There are additional failure complications required because PDX (& Europe) is composed of several independent data centers which aren’t supposed to all fail simultaneously. What’s pretty clear from the implied “we’re not happy either” is that Cloudflare isn’t pleased with their vendor’s separately located data centers still having correlated failures.
BTW, Portland is a bad place to have single point-of-failure data centers. Portland is vulnerable to Cascadia subduction zone quake. The probability is 37% over next 50 years. Which is low each year but risk needs to be considered. It will knock out all local centers and power may not be restored for months.
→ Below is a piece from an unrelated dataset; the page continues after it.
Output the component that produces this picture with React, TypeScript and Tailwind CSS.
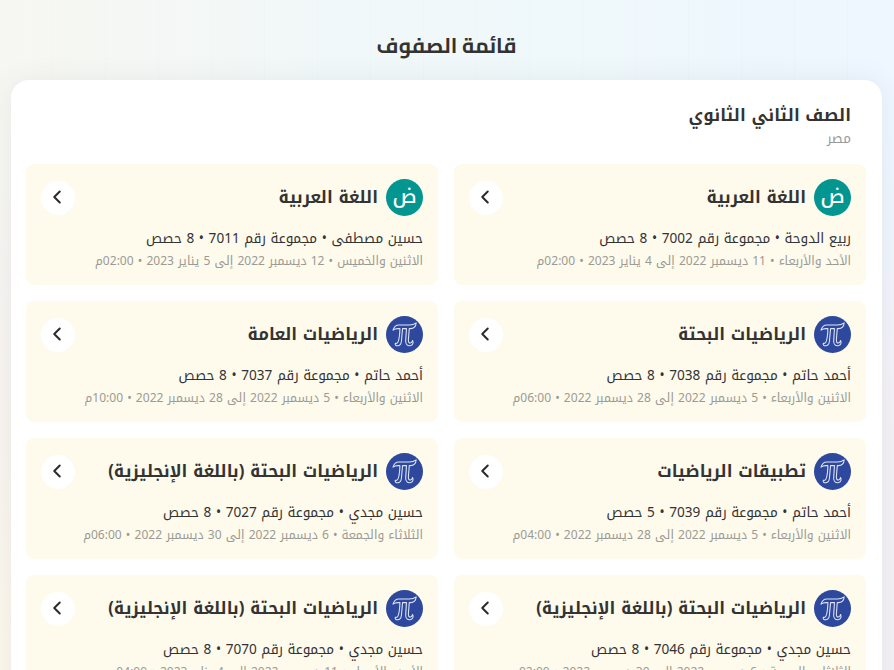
import { ChevronLeft } from "lucide-react";

type Subject = "arabic" | "math";
type Group = { subject: Subject; title: string; info: string; schedule: string };

const groups: Group[] = [
  { subject: "arabic", title: "اللغة العربية", info: "ربيع الدوحة • مجموعة رقم 7002 • 8 حصص", schedule: "الأحد والأربعاء • 11 ديسمبر 2022 إلى 4 يناير 2023 • 02:00م" },
  { subject: "arabic", title: "اللغة العربية", info: "حسين مصطفى • مجموعة رقم 7011 • 8 حصص", schedule: "الاثنين والخميس • 12 ديسمبر 2022 إلى 5 يناير 2023 • 02:00م" },
  { subject: "math", title: "الرياضيات البحتة", info: "أحمد حاتم • مجموعة رقم 7038 • 8 حصص", schedule: "الاثنين والأربعاء • 5 ديسمبر 2022 إلى 28 ديسمبر 2022 • 06:00م" },
  { subject: "math", title: "الرياضيات العامة", info: "أحمد حاتم • مجموعة رقم 7037 • 8 حصص", schedule: "الاثنين والأربعاء • 5 ديسمبر 2022 إلى 28 ديسمبر 2022 • 10:00م" },
  { subject: "math", title: "تطبيقات الرياضيات", info: "أحمد حاتم • مجموعة رقم 7039 • 5 حصص", schedule: "الاثنين والأربعاء • 5 ديسمبر 2022 إلى 28 ديسمبر 2022 • 04:00م" },
  { subject: "math", title: "الرياضيات البحتة (باللغة الإنجليزية)", info: "حسين مجدي • مجموعة رقم 7027 • 8 حصص", schedule: "الثلاثاء والجمعة • 6 ديسمبر 2022 إلى 30 ديسمبر 2022 • 06:00م" },
  { subject: "math", title: "الرياضيات البحتة (باللغة الإنجليزية)", info: "حسين مجدي • مجموعة رقم 7046 • 8 حصص", schedule: "الثلاثاء والجمعة • 6 ديسمبر 2022 إلى 30 ديسمبر 2022 • 02:00م" },
  { subject: "math", title: "الرياضيات البحتة (باللغة الإنجليزية)", info: "حسين مجدي • مجموعة رقم 7070 • 8 حصص", schedule: "الأحد والأربعاء • 11 ديسمبر 2022 إلى 4 يناير 2023 • 04:00م" },
];

function SubjectIcon({ subject }: { subject: Subject }) {
  if (subject === "arabic") {
    return (
      <span className="flex size-[37px] shrink-0 items-center justify-center rounded-full bg-[#039590] text-[20px] leading-[30px] font-medium text-white">
        <span className="-mt-1">ض</span>
      </span>
    );
  }
  return (
    <svg viewBox="0 0 38 38" className="size-[37px] shrink-0" fill="none">
      <circle cx="19" cy="19" r="19" fill="#2d489d" />
      <path
        d="M7.2 14.6C8.2 10.7 9.9 9.2 13.2 9.2H24C27 9.2 28.8 8.6 31 7C30.7 11.2 28.4 13 25 13H23.9L23 24.3C22.8 26.8 23.7 28 25.2 27.7C26.7 27.4 26.9 26.2 27.3 25.2C28.5 27.4 27.5 29.6 25.4 30.4C22.4 31.3 20 29.3 20.2 25.8L21 13H17L15.8 26.2C15.4 29 14.1 30.6 12 30.6C9.9 30.6 9 29.4 9.6 28C10.4 28.3 11.6 28 12.3 26.6C13.5 24 14.1 18.6 14.3 13H12.3C9.8 13 8.6 13.4 7.2 14.6Z"
        stroke="#dfe5f6"
        strokeWidth="1.1"
        strokeLinejoin="round"
      />
    </svg>
  );
}

function GroupCard({ group }: { group: Group }) {
  return (
    <article className="h-[121px] rounded-lg bg-[#fefaec] px-[15px] pt-[15px]">
      <div className="flex h-[37px] items-center gap-2">
        <SubjectIcon subject={group.subject} />
        <h3 className="grow scale-y-[1.04] text-[16.7px] leading-7 font-bold">{group.title}</h3>
        <span className="flex size-[34px] items-center justify-center rounded-full bg-white">
          <ChevronLeft className="mr-0.5 mb-0.5 size-[22px] text-[#2b2b2b]" strokeWidth={2.2} />
        </span>
      </div>
      <p className="mt-[11px] scale-y-[1.04] text-[13.6px] leading-[23px]">{group.info}</p>
      <p className="scale-y-[1.04] text-[12.06px] leading-[22px] text-[#9b9a94]">{group.schedule}</p>
    </article>
  );
}

export default function App() {
  return (
    <div
      dir="rtl"
      className="h-[670px] overflow-hidden bg-[repeating-linear-gradient(to_right,transparent_0px,transparent_52px,rgba(90,120,120,0.018)_52px,rgba(90,120,120,0.018)_53px),radial-gradient(ellipse_at_0%_95%,#fbf7ec_0%,transparent_50%),linear-gradient(to_bottom,transparent_20%,#f4f1f6_65%),linear-gradient(to_right,#f7f7f2_0%,#f1f8f9_40%,#eff8fb_68%,#eef6ff_95%)] pr-3 pl-[11px] font-['Noto_Kufi_Arabic','Noto_Sans',sans-serif] text-[#333]"
    >
      <h1 className="flex h-20 items-center justify-center pt-[11px] font-['Cairo','Noto_Kufi_Arabic',sans-serif] text-[21px] font-bold">
        قائمة الصفوف
      </h1>
      <main className="h-[640px] rounded-[18px] bg-white px-4 pt-[22px] pl-[15px] shadow-[0_0_28px_rgba(60,80,80,0.08)]">
        <header className="h-[62px] px-[15px]">
          <h2 className="scale-y-[1.04] text-[16.7px] leading-7 font-bold">الصف الثاني الثانوي</h2>
          <p className="-mt-px text-[13.6px] leading-5 text-[#999]">مصر</p>
        </header>
        <div className="grid grid-cols-2 gap-4">
          {groups.map((group, i) => (
            <GroupCard key={i} group={group} />
          ))}
        </div>
      </main>
    </div>
  );
}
> Cloudflare isn’t pleased with their vendor’s separately located data centers still having correlated failures.
I hear you, but …
… what’s now core fabric of the internet (cloudflare) shouldn’t be suseptable to a single vendors data center going down to - knock out their service.
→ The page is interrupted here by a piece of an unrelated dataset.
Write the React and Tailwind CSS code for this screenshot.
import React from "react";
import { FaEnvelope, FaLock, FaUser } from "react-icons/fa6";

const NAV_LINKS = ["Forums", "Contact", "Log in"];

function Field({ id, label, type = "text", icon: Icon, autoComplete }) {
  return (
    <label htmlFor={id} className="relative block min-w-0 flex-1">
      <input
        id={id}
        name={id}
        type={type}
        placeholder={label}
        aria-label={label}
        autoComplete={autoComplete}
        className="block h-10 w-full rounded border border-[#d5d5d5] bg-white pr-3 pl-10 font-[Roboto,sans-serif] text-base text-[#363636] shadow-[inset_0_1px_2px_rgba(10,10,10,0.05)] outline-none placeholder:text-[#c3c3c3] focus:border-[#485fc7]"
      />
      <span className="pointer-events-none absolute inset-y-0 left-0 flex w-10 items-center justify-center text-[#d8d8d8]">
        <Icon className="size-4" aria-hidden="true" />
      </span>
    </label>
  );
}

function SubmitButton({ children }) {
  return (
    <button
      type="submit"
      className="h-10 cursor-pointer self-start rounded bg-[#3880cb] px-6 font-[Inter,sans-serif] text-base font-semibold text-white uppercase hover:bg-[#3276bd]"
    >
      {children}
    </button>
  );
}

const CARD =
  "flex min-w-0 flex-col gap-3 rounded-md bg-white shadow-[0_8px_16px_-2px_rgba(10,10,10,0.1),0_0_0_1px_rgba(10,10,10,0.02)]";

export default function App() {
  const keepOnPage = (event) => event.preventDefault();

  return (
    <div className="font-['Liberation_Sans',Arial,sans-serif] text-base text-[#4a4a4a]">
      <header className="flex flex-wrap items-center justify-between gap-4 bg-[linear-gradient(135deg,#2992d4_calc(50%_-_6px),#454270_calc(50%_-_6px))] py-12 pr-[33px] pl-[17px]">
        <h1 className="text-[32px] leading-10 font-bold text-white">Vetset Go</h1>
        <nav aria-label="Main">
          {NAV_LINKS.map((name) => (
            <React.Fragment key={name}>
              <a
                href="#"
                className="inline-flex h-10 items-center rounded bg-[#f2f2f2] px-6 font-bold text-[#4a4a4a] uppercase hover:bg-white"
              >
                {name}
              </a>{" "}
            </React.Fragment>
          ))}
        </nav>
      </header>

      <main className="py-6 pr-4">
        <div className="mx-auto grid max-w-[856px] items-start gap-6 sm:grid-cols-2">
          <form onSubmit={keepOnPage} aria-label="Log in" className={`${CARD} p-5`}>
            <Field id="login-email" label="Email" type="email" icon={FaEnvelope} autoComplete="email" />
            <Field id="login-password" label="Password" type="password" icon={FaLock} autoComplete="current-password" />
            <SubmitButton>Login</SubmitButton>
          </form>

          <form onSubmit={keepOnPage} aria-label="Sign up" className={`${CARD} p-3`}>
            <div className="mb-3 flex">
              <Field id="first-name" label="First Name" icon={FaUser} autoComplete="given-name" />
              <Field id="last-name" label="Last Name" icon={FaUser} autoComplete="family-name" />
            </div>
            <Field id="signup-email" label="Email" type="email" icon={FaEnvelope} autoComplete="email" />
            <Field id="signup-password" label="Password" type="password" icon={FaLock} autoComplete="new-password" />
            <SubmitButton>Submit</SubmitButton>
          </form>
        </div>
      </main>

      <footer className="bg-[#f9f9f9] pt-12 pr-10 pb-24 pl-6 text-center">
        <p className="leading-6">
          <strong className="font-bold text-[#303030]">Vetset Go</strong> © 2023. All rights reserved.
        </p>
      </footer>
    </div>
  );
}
It create a situation where an attacker now knows all they need to do is target that single data center (PDX), cloudflare will go down, and now they can attack any website previously protected by cloudflare.
I’m not trying to be a hater.
I’m just trying to call out, it’s a bit unfair to solely point the figure at this data center provider when architecturally this issue shouldn’t exist in the first place.
Just to be clear - only the config plane was updated (e.g. making changes to how products worked at the edge, creating new tokens for some services etc). The edge data plane itself is immune to this kind of failure (i.e. no websites protected by cloudflare went down as a result of this).
I can very definitely empathise with the experience of having worked hard at fixing the issues underpinning high priority incidents, then noticing that what previously would have taken hours to fix is now only visible as a blip on a graph.
Also — quite impressive to make major infrastructure and architecture changes in a few months. Not every organization can pull that off.